▸ **Task statement**
Restate, exactly and only, the lines from the first through the line containing "const EDGES = [11, 15, 17];".
══ Information provided
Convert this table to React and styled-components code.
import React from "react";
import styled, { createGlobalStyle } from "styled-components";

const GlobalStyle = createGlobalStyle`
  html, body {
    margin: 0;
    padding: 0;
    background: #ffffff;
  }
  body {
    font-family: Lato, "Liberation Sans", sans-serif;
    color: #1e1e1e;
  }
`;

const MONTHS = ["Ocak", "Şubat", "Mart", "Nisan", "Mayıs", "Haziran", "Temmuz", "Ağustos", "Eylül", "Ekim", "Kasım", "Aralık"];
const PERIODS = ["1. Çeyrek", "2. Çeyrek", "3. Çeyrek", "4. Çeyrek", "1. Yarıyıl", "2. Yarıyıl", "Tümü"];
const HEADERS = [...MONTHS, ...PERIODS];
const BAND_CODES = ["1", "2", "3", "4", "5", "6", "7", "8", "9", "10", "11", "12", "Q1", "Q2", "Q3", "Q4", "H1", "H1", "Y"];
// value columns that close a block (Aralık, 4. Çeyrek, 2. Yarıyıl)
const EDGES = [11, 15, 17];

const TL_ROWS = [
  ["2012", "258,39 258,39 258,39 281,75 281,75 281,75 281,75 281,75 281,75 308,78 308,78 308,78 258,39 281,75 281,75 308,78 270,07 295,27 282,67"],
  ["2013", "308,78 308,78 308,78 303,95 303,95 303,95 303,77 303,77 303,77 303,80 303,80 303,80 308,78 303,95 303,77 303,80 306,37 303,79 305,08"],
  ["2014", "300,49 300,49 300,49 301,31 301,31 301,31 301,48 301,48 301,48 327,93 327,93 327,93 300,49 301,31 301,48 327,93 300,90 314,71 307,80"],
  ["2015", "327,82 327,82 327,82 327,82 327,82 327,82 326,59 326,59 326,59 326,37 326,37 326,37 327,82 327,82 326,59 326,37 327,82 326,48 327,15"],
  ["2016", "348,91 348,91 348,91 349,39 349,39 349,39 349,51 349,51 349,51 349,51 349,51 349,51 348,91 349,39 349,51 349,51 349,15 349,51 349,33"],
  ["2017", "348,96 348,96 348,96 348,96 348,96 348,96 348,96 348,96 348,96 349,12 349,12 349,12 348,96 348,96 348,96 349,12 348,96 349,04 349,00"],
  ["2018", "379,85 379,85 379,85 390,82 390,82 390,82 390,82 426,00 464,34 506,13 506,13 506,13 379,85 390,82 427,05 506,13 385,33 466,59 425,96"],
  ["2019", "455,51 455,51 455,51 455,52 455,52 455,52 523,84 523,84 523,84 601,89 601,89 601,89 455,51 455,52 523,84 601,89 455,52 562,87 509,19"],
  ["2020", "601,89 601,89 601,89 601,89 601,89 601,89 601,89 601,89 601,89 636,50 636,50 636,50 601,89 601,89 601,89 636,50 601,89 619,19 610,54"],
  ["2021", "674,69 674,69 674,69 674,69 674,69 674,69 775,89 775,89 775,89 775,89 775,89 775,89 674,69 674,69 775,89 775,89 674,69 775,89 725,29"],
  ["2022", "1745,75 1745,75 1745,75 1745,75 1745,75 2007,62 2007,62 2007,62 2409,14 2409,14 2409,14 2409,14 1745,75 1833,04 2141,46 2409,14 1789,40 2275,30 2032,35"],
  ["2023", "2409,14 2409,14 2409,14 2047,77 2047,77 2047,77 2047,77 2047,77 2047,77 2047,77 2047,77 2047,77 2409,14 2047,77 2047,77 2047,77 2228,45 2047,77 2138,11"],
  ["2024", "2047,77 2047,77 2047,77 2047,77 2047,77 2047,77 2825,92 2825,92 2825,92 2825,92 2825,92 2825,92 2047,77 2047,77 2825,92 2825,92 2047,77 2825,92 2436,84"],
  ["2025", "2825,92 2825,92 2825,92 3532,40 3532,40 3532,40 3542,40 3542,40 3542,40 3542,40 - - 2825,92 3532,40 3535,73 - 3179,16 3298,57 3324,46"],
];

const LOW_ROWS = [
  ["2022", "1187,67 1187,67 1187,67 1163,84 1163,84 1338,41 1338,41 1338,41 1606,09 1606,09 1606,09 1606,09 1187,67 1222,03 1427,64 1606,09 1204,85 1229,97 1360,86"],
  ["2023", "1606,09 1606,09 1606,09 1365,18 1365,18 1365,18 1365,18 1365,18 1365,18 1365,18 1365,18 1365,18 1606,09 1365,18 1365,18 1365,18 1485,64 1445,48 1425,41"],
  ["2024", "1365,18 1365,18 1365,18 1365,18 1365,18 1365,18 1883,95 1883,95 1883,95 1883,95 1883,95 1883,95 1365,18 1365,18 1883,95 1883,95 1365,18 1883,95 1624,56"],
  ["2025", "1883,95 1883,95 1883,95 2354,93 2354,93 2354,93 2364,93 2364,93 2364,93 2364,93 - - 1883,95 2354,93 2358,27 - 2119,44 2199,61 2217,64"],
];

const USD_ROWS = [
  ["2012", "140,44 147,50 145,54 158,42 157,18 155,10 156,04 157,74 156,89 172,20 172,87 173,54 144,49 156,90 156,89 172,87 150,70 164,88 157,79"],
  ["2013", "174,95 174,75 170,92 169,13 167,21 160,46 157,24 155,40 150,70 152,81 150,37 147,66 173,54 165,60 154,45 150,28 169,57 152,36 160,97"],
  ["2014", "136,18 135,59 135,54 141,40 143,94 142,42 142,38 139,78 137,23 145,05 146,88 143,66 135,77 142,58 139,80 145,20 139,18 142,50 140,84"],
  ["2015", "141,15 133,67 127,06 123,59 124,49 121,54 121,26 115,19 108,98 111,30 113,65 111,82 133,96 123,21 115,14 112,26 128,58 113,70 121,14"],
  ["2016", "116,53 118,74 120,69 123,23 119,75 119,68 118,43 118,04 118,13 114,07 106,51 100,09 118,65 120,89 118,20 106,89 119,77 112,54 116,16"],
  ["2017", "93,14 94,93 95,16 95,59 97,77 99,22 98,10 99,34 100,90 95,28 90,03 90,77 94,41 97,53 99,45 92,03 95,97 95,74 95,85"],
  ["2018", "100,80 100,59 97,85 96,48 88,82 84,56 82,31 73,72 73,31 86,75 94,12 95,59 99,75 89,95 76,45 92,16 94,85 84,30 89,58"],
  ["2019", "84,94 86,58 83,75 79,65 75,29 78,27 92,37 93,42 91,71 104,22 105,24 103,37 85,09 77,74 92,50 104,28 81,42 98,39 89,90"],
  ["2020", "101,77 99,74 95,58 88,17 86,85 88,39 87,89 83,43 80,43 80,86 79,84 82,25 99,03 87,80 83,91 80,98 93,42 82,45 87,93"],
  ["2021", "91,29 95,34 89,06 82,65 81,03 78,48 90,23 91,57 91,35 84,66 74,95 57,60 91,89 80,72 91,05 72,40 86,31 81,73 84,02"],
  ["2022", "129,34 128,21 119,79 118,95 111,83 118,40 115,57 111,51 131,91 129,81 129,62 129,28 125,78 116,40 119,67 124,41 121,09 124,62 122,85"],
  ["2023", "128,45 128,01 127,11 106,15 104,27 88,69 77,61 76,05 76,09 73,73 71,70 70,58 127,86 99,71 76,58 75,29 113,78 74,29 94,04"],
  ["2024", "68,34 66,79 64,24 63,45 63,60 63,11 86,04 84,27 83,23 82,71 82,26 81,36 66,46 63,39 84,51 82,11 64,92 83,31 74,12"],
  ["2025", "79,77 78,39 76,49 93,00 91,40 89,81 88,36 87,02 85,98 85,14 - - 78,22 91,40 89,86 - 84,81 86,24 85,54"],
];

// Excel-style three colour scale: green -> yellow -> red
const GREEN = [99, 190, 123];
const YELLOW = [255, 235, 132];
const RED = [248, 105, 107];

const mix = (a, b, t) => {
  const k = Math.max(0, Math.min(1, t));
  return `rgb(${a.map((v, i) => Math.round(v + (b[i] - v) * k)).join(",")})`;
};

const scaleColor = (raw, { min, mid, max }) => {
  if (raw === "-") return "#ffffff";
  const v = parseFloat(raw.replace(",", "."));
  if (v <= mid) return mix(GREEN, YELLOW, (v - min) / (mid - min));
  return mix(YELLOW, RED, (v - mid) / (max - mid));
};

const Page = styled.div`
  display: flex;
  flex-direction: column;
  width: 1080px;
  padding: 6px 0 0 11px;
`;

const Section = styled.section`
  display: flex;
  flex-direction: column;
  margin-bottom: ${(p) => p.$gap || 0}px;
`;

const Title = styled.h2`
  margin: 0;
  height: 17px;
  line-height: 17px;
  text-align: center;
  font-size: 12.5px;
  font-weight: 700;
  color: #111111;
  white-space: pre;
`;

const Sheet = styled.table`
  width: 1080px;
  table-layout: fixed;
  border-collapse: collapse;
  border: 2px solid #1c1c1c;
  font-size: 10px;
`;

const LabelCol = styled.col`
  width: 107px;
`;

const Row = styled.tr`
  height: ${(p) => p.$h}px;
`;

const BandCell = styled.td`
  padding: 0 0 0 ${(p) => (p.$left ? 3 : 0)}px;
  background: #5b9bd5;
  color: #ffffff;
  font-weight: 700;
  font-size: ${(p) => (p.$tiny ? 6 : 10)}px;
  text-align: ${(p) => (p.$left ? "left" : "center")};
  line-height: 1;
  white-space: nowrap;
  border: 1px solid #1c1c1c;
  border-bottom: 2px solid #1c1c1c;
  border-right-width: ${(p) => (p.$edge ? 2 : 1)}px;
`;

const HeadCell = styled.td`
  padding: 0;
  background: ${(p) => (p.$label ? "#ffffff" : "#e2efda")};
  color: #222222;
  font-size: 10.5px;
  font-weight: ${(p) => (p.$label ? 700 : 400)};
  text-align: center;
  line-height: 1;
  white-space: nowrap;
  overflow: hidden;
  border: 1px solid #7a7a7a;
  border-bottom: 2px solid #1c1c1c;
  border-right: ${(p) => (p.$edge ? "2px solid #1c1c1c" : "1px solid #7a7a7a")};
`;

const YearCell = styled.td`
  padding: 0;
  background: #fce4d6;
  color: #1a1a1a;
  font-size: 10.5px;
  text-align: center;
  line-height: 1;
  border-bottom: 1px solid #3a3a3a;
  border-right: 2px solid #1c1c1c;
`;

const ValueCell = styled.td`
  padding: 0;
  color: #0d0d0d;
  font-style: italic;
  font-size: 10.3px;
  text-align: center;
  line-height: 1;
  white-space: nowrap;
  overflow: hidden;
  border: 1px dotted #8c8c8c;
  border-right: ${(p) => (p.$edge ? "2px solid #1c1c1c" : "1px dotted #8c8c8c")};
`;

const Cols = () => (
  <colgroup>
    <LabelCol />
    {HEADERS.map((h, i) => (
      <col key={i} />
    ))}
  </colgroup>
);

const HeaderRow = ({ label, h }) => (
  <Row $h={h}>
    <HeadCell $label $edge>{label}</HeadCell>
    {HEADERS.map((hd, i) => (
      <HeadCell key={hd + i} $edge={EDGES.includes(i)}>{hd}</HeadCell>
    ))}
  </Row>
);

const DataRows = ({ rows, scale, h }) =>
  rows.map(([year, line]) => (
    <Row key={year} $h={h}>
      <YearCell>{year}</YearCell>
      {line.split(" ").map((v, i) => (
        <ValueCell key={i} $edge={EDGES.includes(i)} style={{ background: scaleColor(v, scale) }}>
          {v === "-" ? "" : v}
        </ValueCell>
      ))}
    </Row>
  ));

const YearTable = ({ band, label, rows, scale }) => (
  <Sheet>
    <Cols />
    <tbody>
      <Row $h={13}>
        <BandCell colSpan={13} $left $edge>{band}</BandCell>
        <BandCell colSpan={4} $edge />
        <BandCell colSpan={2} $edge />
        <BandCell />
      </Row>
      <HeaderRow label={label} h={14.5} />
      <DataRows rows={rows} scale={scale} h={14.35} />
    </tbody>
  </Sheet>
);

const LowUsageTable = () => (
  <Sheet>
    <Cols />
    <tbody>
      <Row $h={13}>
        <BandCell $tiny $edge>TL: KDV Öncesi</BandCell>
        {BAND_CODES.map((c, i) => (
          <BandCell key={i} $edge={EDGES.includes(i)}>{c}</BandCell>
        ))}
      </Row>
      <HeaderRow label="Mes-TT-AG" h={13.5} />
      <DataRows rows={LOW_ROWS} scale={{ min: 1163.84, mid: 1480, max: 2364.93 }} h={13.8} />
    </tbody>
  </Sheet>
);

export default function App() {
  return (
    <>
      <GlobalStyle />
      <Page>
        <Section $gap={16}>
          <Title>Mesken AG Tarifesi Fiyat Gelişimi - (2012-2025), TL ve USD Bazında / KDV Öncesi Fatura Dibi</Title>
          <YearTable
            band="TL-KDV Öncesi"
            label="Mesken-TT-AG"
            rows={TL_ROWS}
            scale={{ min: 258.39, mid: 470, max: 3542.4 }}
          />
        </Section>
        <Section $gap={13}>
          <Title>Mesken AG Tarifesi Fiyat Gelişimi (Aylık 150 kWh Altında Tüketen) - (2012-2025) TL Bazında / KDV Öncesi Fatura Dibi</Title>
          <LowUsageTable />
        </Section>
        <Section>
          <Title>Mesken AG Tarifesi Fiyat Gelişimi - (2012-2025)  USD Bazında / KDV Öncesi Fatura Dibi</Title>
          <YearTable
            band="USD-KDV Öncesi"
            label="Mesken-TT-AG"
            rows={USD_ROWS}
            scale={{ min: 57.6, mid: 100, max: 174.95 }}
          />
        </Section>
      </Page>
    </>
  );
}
════
▸ **Output below**
Convert this table to React and styled-components code.
import React from "react";
import styled, { createGlobalStyle } from "styled-components";

const GlobalStyle = createGlobalStyle`
  html, body {
    margin: 0;
    padding: 0;
    background: #ffffff;
  }
  body {
    font-family: Lato, "Liberation Sans", sans-serif;
    color: #1e1e1e;
  }
`;

const MONTHS = ["Ocak", "Şubat", "Mart", "Nisan", "Mayıs", "Haziran", "Temmuz", "Ağustos", "Eylül", "Ekim", "Kasım", "Aralık"];
const PERIODS = ["1. Çeyrek", "2. Çeyrek", "3. Çeyrek", "4. Çeyrek", "1. Yarıyıl", "2. Yarıyıl", "Tümü"];
const HEADERS = [...MONTHS, ...PERIODS];
const BAND_CODES = ["1", "2", "3", "4", "5", "6", "7", "8", "9", "10", "11", "12", "Q1", "Q2", "Q3", "Q4", "H1", "H1", "Y"];
// value columns that close a block (Aralık, 4. Çeyrek, 2. Yarıyıl)
const EDGES = [11, 15, 17];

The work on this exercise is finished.